IT was the fish that built countries, empires, and fortunes alike, a species once so abundant that you could cross Newfoundland's Conception Bay by tramping across their heads. Or so they said. Anyway, without cod, the US probably would not exist, as both colonists and pilgrims financed their early days across the pond by flogging the dried stuff back to the Old World.
Despite this decidedly epic legacy, the cod is hardly the most sexy of fish. Ok, so it's a little unfair to anthropomorphise a perfectly innocent piscine plodder. Cod does as cod is meant to do. But it certainly lacks the thrusting athleticism of the salmon or the mackerel's sleek, iridescent allure, instead of hanging about like a lumpen thug, well away from the swift currents, gob wide open, waiting for lunch to swim right in.
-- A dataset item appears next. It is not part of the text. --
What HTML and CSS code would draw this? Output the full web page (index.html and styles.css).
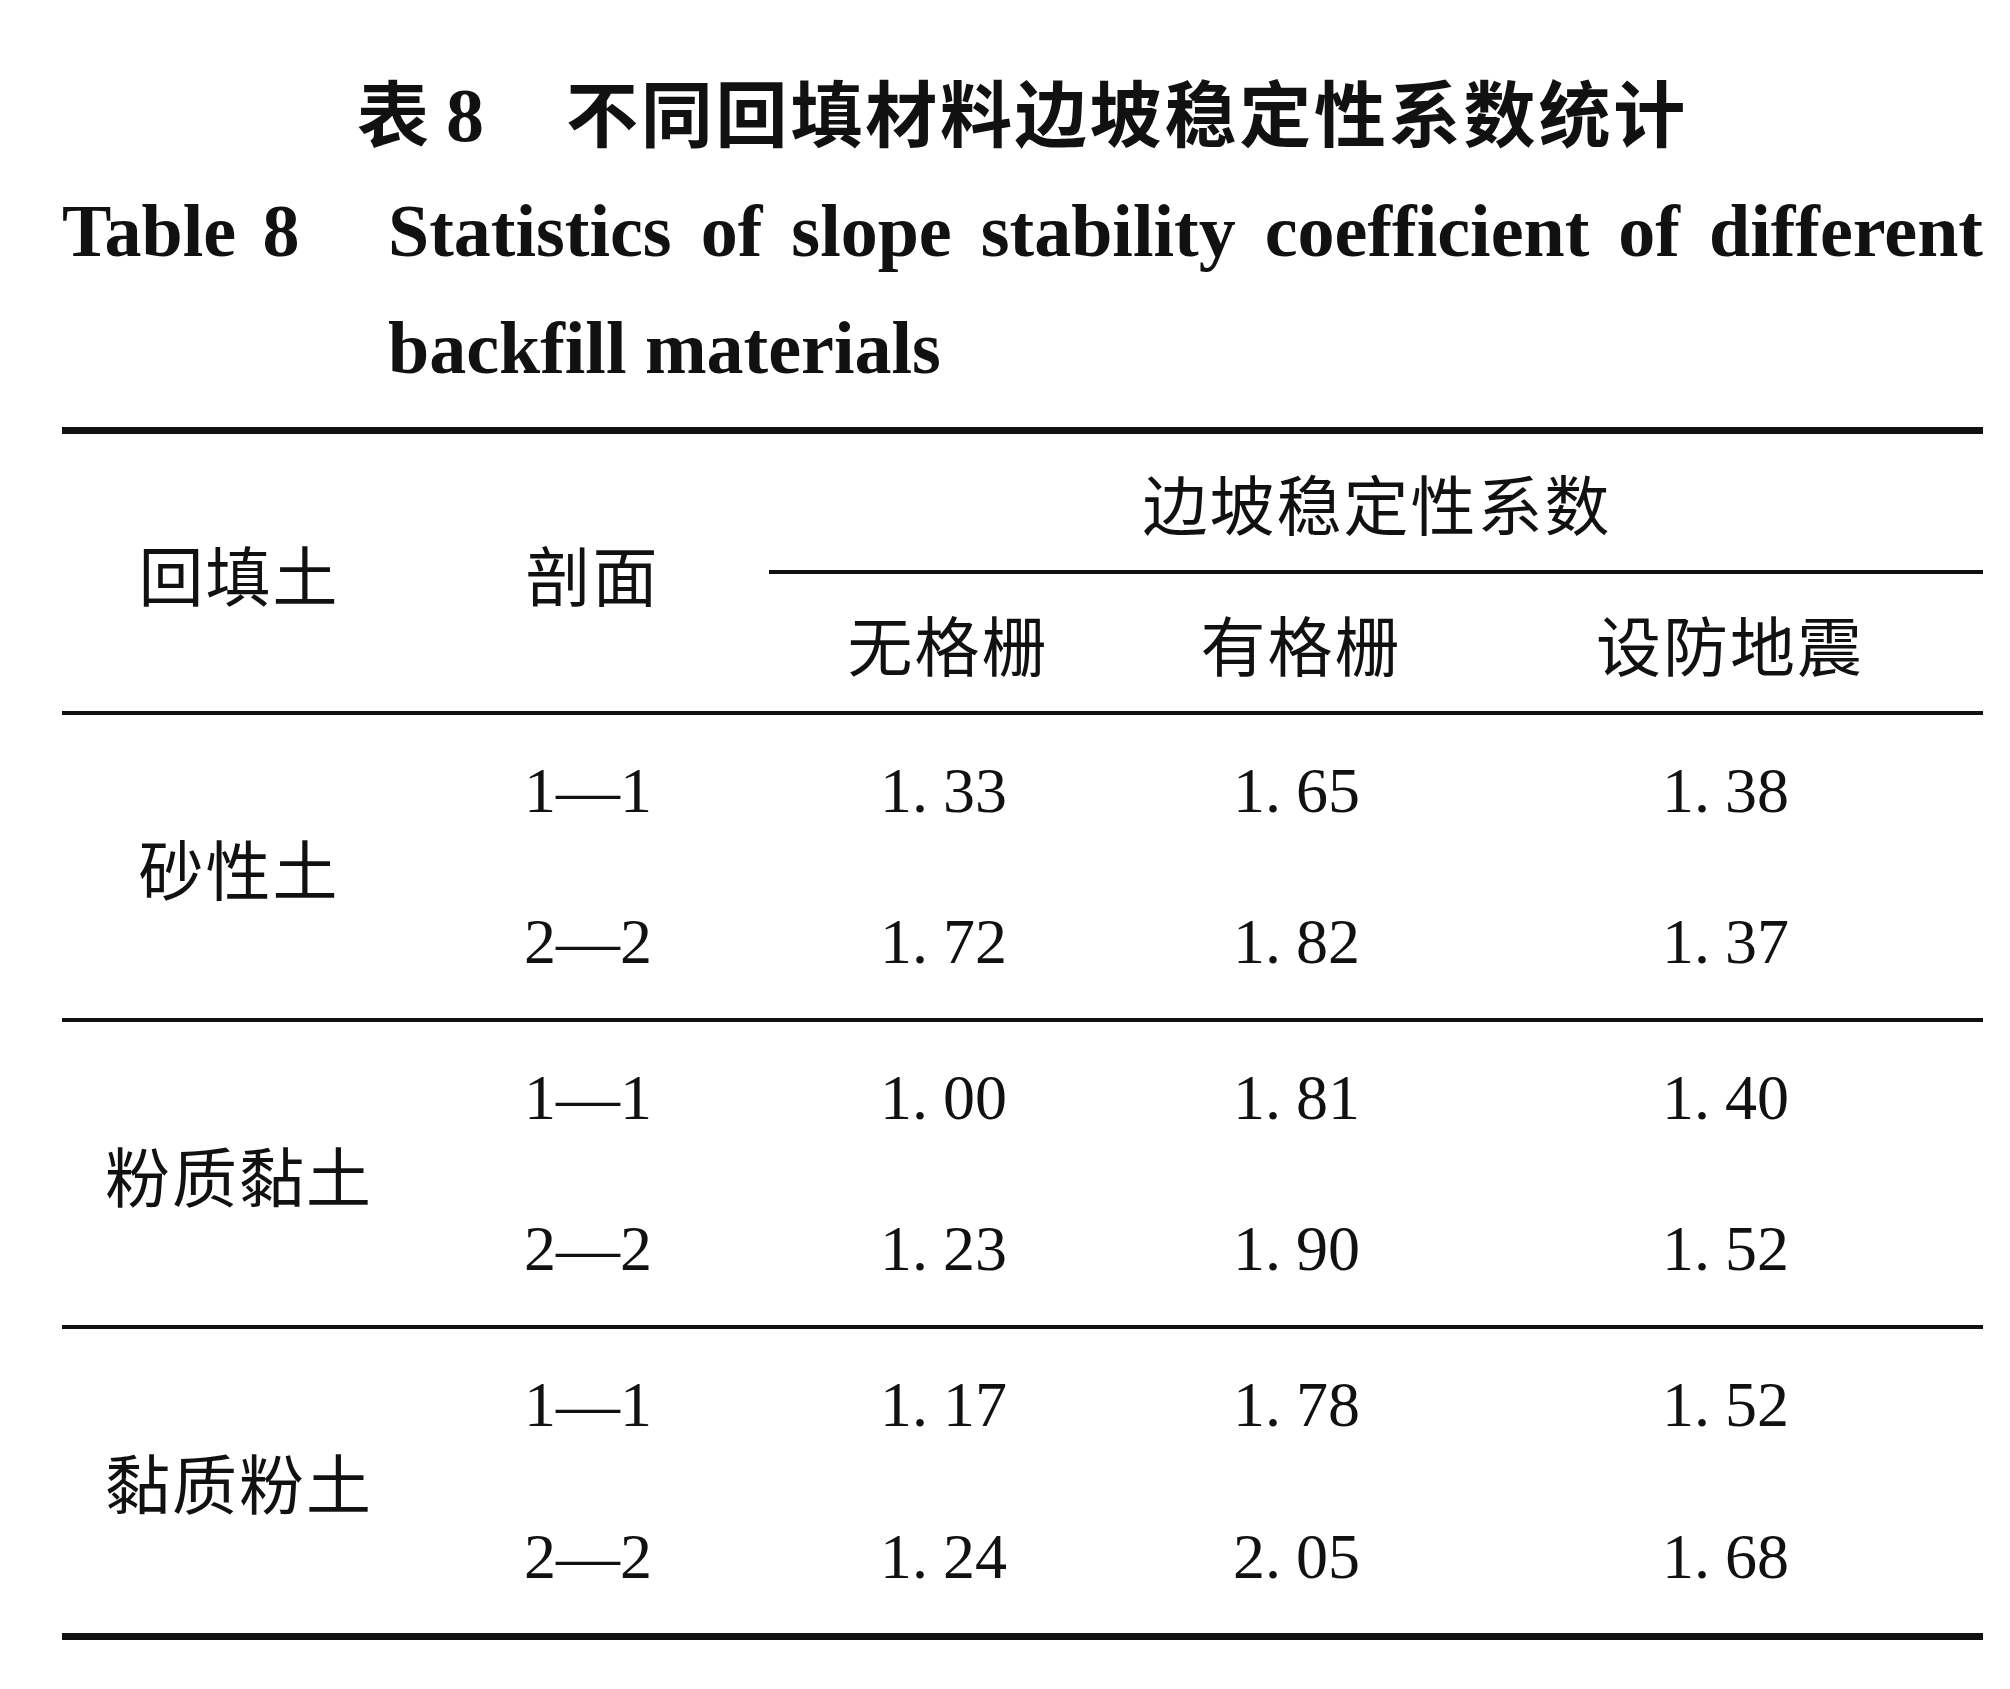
FILE: index.html
```html
<!DOCTYPE html>
<html lang="zh-CN">
<head>
<meta charset="utf-8">
<title>表 8 不同回填材料边坡稳定性系数统计</title>
<link rel="stylesheet" href="styles.css">
</head>
<body>
<main class="page">
  <h1 class="title-cn"><span class="cn-label">表</span><span class="cn-num">8</span><span class="cn-text">不同回填材料边坡稳定性系数统计</span></h1>
  <div class="title-en">
    <span class="en-label">Table 8</span>
    <p class="en-text">Statistics of slope stability coefficient of different backfill materials</p>
  </div>

  <div class="table">
    <div class="grid thead">
      <div class="cell cjk h-soil">回填土</div>
      <div class="cell cjk h-sec">剖面</div>
      <div class="cell cjk h-group">边坡稳定性系数</div>
      <div class="cell cjk h-sub">无格栅</div>
      <div class="cell cjk h-sub">有格栅</div>
      <div class="cell cjk h-sub">设防地震</div>
    </div>

    <div class="grid tgroup">
      <div class="cell cjk g-label">砂性土</div>
      <div class="cell num">1—1</div>
      <div class="cell num">1.<span class="frac">33</span></div>
      <div class="cell num">1.<span class="frac">65</span></div>
      <div class="cell num">1.<span class="frac">38</span></div>
      <div class="cell num">2—2</div>
      <div class="cell num">1.<span class="frac">72</span></div>
      <div class="cell num">1.<span class="frac">82</span></div>
      <div class="cell num">1.<span class="frac">37</span></div>
    </div>

    <div class="grid tgroup">
      <div class="cell cjk g-label">粉质黏土</div>
      <div class="cell num">1—1</div>
      <div class="cell num">1.<span class="frac">00</span></div>
      <div class="cell num">1.<span class="frac">81</span></div>
      <div class="cell num">1.<span class="frac">40</span></div>
      <div class="cell num">2—2</div>
      <div class="cell num">1.<span class="frac">23</span></div>
      <div class="cell num">1.<span class="frac">90</span></div>
      <div class="cell num">1.<span class="frac">52</span></div>
    </div>

    <div class="grid tgroup last">
      <div class="cell cjk g-label">黏质粉土</div>
      <div class="cell num">1—1</div>
      <div class="cell num">1.<span class="frac">17</span></div>
      <div class="cell num">1.<span class="frac">78</span></div>
      <div class="cell num">1.<span class="frac">52</span></div>
      <div class="cell num">2—2</div>
      <div class="cell num">1.<span class="frac">24</span></div>
      <div class="cell num">2.<span class="frac">05</span></div>
      <div class="cell num">1.<span class="frac">68</span></div>
    </div>
  </div>
</main>
</body>
</html>
```

FILE: styles.css
```css
* {
  box-sizing: border-box;
}

html, body {
  margin: 0;
  background: #ffffff;
  color: #111111;
}

body {
  font-family: "Liberation Serif", "Noto Sans CJK SC", serif;
}

.page {
  width: 1921px;
  margin-left: 62px;
  padding-top: 74px;
}

/* ---------- captions ---------- */
.title-cn {
  margin: 0;
  font-family: "Noto Sans CJK SC", sans-serif;
  font-weight: 700;
  font-size: 72px;
  line-height: 72px;
  text-align: center;
  white-space: nowrap;
}

.cn-num {
  font-family: "Liberation Serif", serif;
  font-size: 76px;
  margin: 0 82px 0 17px;
}

.cn-text {
  letter-spacing: 2.8px;
}

.title-en {
  display: flex;
  margin-top: 22px;
  font-family: "Liberation Serif", serif;
  font-weight: 700;
  font-size: 74px;
  line-height: 117px;
}

.en-label {
  flex: 0 0 326px;
  white-space: nowrap;
  word-spacing: 8px;
}

.en-text {
  flex: 1;
  margin: 0;
  text-align: justify;
}

/* ---------- table ---------- */
.table {
  margin-top: 20px;
  border-top: 7px solid #111111;
  border-bottom: 7px solid #111111;
}

.grid {
  display: grid;
  grid-template-columns: 352px 355px 356px 350px 1fr;
}

.thead {
  grid-template-rows: 140px 141px;
}

.tgroup {
  grid-template-rows: 1fr 1fr;
  height: 307px;
  border-bottom: 4px solid #111111;
}

.tgroup.last {
  height: 304px;
  border-bottom: none;
}

.cell {
  display: flex;
  align-items: center;
  justify-content: center;
  white-space: nowrap;
}

.cjk {
  font-family: "Noto Sans CJK SC", sans-serif;
  font-weight: 400;
  font-size: 65px;
  letter-spacing: 2px;
  padding-left: 2px;
}

.num {
  font-family: "Liberation Serif", serif;
  font-size: 64px;
  padding-right: 7px;
}

.frac {
  margin-left: 15px;
}

.h-soil {
  grid-row: 1 / 3;
  grid-column: 1;
  border-bottom: 4px solid #111111;
}

.h-sec {
  grid-row: 1 / 3;
  grid-column: 2;
  border-bottom: 4px solid #111111;
}

.h-group {
  grid-row: 1;
  grid-column: 3 / 6;
  border-bottom: 4px solid #111111;
}

.h-sub {
  grid-row: 2;
  border-bottom: 4px solid #111111;
}

.g-label {
  grid-row: 1 / 3;
  grid-column: 1;
}
```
And they're not exactly fussy eaters. "Totally indiscriminate in their tastes,' wrote Francis Day in The Fishes of Great Britain and Ireland, 'consuming whatever inhabitants of the deep it is able to master.' Crustaceans, molluscs and worms, sand eels, and small fish, plus assorted jetsam, from polystyrene coffee cups to whole boots. Back in 1626, a 'book in three treatises' was found in a landed fish, a tome that was later presented to the vice-chancellor of the University of Cambridge.